Dr. Judith Diestel can. British-born, she married the formidable Gus Diestel, whose family lived in Shanghai during World War II and built a successful brassiere-manufacturing business.

After 30 years in Hong Kong, she is a member of the community's highest authority, the Incorporated Trustees, and has an intimate familiarity with everyone and everything Jewish in Hong Kong.

"Nobody has said they're leaving because of '97," said Diestel, who lives in the same luxury apartment complex as Hong Kong's new chief executive, Tung Chee-hwa.

"They're leaving because rents are too high, they're leaving because Hong Kong's expensive [or] for family reasons. What amazes me is that people with young children are as optimistic as we are."

For Jews, Hong Kong is a gilded shtetl.

In the property it owns on Robinson Road in the Mid-Levels district, the Jewish community has both Orthodox and Reform congregations, the Chabad-run Carmel Day School with 110 children and three kosher restaurants headed by a dashing young Danish chef who is also a part-time Kabbalist.

The community also has a swimming pool and health-club complex, a kosher food market and a bakery that produces mouth-watering challahs each week.

Not far away is a new $500,000 Chabad Lubavitch synagogue that holds services in the four-star Furama Hotel, and the breakaway Shuva Yisrael community, which runs the Shalom Grill and another synagogue on the Connaught Street waterfront.

Five years ago, the trustees leased half the property to Hong Kong's biggest property developer for an undisclosed sum, estimated to be in the region of $150 million to $200 million.

That makes it arguably the richest Jewish community per capita in the world.

Very few members of the 714 families who belong to the Jewish Community Center are native. Most are traders, bankers, lawyers and others who are on limited-time contracts with foreign companies.
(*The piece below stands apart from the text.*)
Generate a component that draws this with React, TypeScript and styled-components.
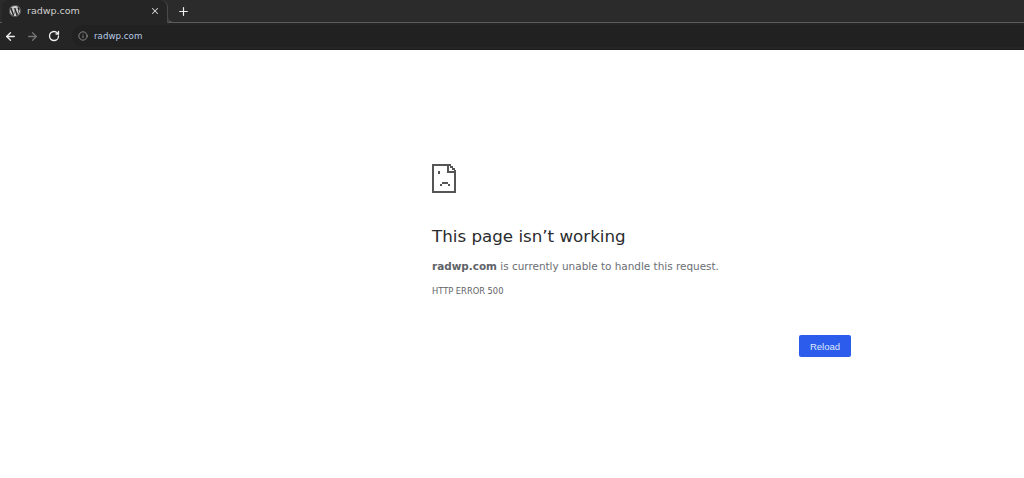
import React from 'react';
import styled, { createGlobalStyle } from 'styled-components';
import { ArrowLeft, ArrowRight, RotateCw, Info, X, Plus } from 'lucide-react';
import { FaWordpress } from 'react-icons/fa';

const GlobalStyle = createGlobalStyle`
  html, body {
    margin: 0;
    padding: 0;
    background: #fff;
  }
  body {
    font-family: "DejaVu Sans", sans-serif;
  }
`;

const Page = styled.div`
  width: 1024px;
  height: 478px;
  overflow: hidden;
  display: flex;
  flex-direction: column;
`;

const TabStrip = styled.div`
  height: 23px;
  box-sizing: border-box;
  background: #2b2b2b;
  border-bottom: 1px solid #5c5c5c;
  display: flex;
  align-items: flex-start;
  padding-left: 2px;
`;

const Tab = styled.div`
  position: relative;
  width: 166px;
  height: 23px;
  box-sizing: border-box;
  padding: 0 7px 2px 7px;
  background: #252525;
  border-radius: 7px 7px 0 0;
  border-right: 1px solid #4a4a4a;
  display: flex;
  align-items: center;
  color: #cfcfcf;
  font-size: 9.5px;

  &::after {
    content: '';
    position: absolute;
    right: -7px;
    bottom: 0;
    width: 6px;
    height: 6px;
    background: #2b2b2b;
    border-left: 1px solid #4a4a4a;
    border-bottom: 1px solid #5c5c5c;
    border-bottom-left-radius: 6px;
  }
`;

const TabTitle = styled.span`
  margin-left: 6px;
  flex: 1;
`;

const NewTab = styled.div`
  margin-left: 9px;
  height: 22px;
  display: flex;
  align-items: center;
  color: #f0f0f0;
`;

const Toolbar = styled.div`
  height: 27px;
  box-sizing: border-box;
  background: #252525;
  border-bottom: 1px solid #1e1e1e;
  display: flex;
  align-items: center;
  padding-left: 4px;
  gap: 9px;
`;

const NavButton = styled.div<{ $dim?: boolean }>`
  display: flex;
  color: ${p => (p.$dim ? '#747474' : '#f0f0f0')};
`;

const Omnibox = styled.div`
  margin-left: 3px;
  height: 22px;
  padding: 0 8px 0 6px;
  border-radius: 11px 0 0 11px;
  background: #212121;
  display: flex;
  align-items: center;
  gap: 6px;
  color: #b8cce8;
  font-size: 8.7px;
  width: 980px;
  flex-shrink: 0;
  box-sizing: border-box;
`;

const InfoIcon = styled.div`
  display: flex;
  color: #9a9a9a;
`;

const Content = styled.main`
  flex: 1;
  background: #fff;
  padding: 114px 173px 0 432px;
`;

const SadFile = styled.svg`
  display: block;
  width: 24px;
  height: 29px;
`;

const Heading = styled.h1`
  margin: 31px 0 0;
  font-size: 16.7px;
  font-weight: 400;
  line-height: 24px;
  color: #2a2b2e;
`;

const Message = styled.p`
  margin: 10px 0 0;
  font-size: 10.45px;
  line-height: 16px;
  color: #6a6e73;
  b {
    font-weight: 700;
    color: #5f6368;
  }
`;

const ErrorCode = styled.div`
  margin-top: 11px;
  font-size: 8.3px;
  line-height: 12px;
  color: #5f6368;
  text-transform: uppercase;
`;

const Actions = styled.div`
  margin-top: 38px;
  display: flex;
  justify-content: flex-end;
`;

const ReloadButton = styled.button`
  width: 52px;
  height: 22px;
  padding: 0;
  border: none;
  border-radius: 2px;
  background: #2b5ceb;
  color: #dfe7fb;
  font-family: "Liberation Sans", sans-serif;
  font-size: 9.5px;
`;

const App = () => {
  return (
    <Page>
      <GlobalStyle />
      <TabStrip>
        <Tab>
          <FaWordpress size={12} color="#cfcfcf" />
          <TabTitle>radwp.com</TabTitle>
          <X size={10} strokeWidth={2.5} color="#d8d8d8" />
        </Tab>
        <NewTab>
          <Plus size={13} strokeWidth={2.2} />
        </NewTab>
      </TabStrip>
      <Toolbar>
        <NavButton>
          <ArrowLeft size={13} strokeWidth={2.4} />
        </NavButton>
        <NavButton $dim>
          <ArrowRight size={13} strokeWidth={2.4} />
        </NavButton>
        <NavButton>
          <RotateCw size={12} strokeWidth={2.6} />
        </NavButton>
        <Omnibox>
          <InfoIcon>
            <Info size={10} strokeWidth={2} />
          </InfoIcon>
          radwp.com
        </Omnibox>
      </Toolbar>
      <Content>
        <SadFile viewBox="0 0 24 29" shapeRendering="crispEdges" fill="#555">
          <path d="M0 0h15v2H2v25h20V9h2v20H0z" />
          <path d="M15 0h2v7h7v2h-9z" />
          <path d="M17 0h2v2h2v2h2v2h1v1h-2V6h-2V4h-2V2h-1z" />
          <path d="M6 7h2v3H6z" />
          <path d="M10 18h6v2h-6z M8 20h2v2H8z M16 20h2v2h-2z" />
        </SadFile>
        <Heading>This page isn’t working</Heading>
        <Message>
          <b>radwp.com</b> is currently unable to handle this request.
        </Message>
        <ErrorCode>HTTP ERROR 500</ErrorCode>
        <Actions>
          <ReloadButton>Reload</ReloadButton>
        </Actions>
      </Content>
    </Page>
  );
};

export default App;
The core members come from Britain, the United States, Canada, South Africa, France and Australia, with a growing number of Israelis. Although a slim majority of those who come to synagogue are Ashkenazi by birth, Ohel Leah follows the Sephardi tradition of prayer set by the Sassoon family, which came from Baghdad and Bombay.

The divergent backgrounds have been reflected most recently in the search for a successor to Rabbi Shmuel Lopin, 53, a gentle man who is leaving in July after four somewhat stormy years at the pulpit.
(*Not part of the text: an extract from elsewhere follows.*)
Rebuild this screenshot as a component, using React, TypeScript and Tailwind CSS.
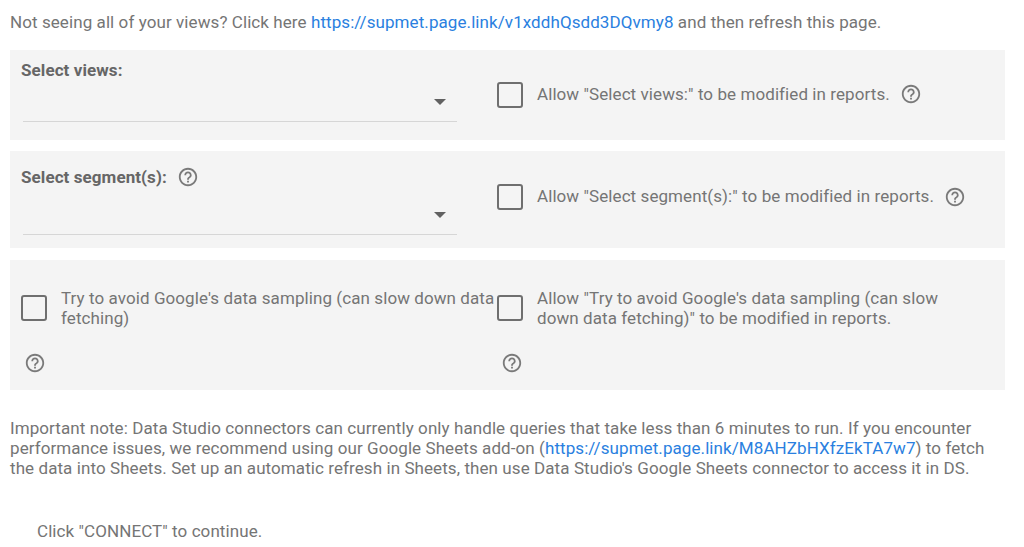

A search committee has brought in three Ashkenazi candidates from the United States, Israel and Canada. But a solid half of the membership has put its weight and passionate lobbying behind the current kashrut supervisor and Torah reader, Rabbi David Zadok.

Lopin, despite his imminent departure, says he sees little reason for others to follow.

"The concern might come from the past history of the Jewish people, like those who point out that the Jews who stayed behind in Nazi Germany also thought things would be fine there," Lopin says.

Still, he adds, "The people here have been historically very friendly to the Jewish people. Anti-Semitism does not exist in Hong Kong or in any part of China."

Rabbi Levi Weiman-Kelman, 44, also sees few congregants following him back to Israel in August or fleeing to other parts of the world.

Weiman-Kelman, who has served as the reform United Jewish Community rabbi during a sabbatical from Jerusalem's Kol Haneshama congregation, says that "even the real pessimists say anything that happens isn't going to happen overnight."

However, he adds, "they have sent their money offshore."

But some 300 parents and children, members of Ohel Leah, the UJC and Chabad, drifted merrily into the age of Chinese rule aboard a rented ferry in the harbor.

They're calling it the "Haymische Handover Cruise."

"For us," says Hamburger, "Hong Kong is paradise."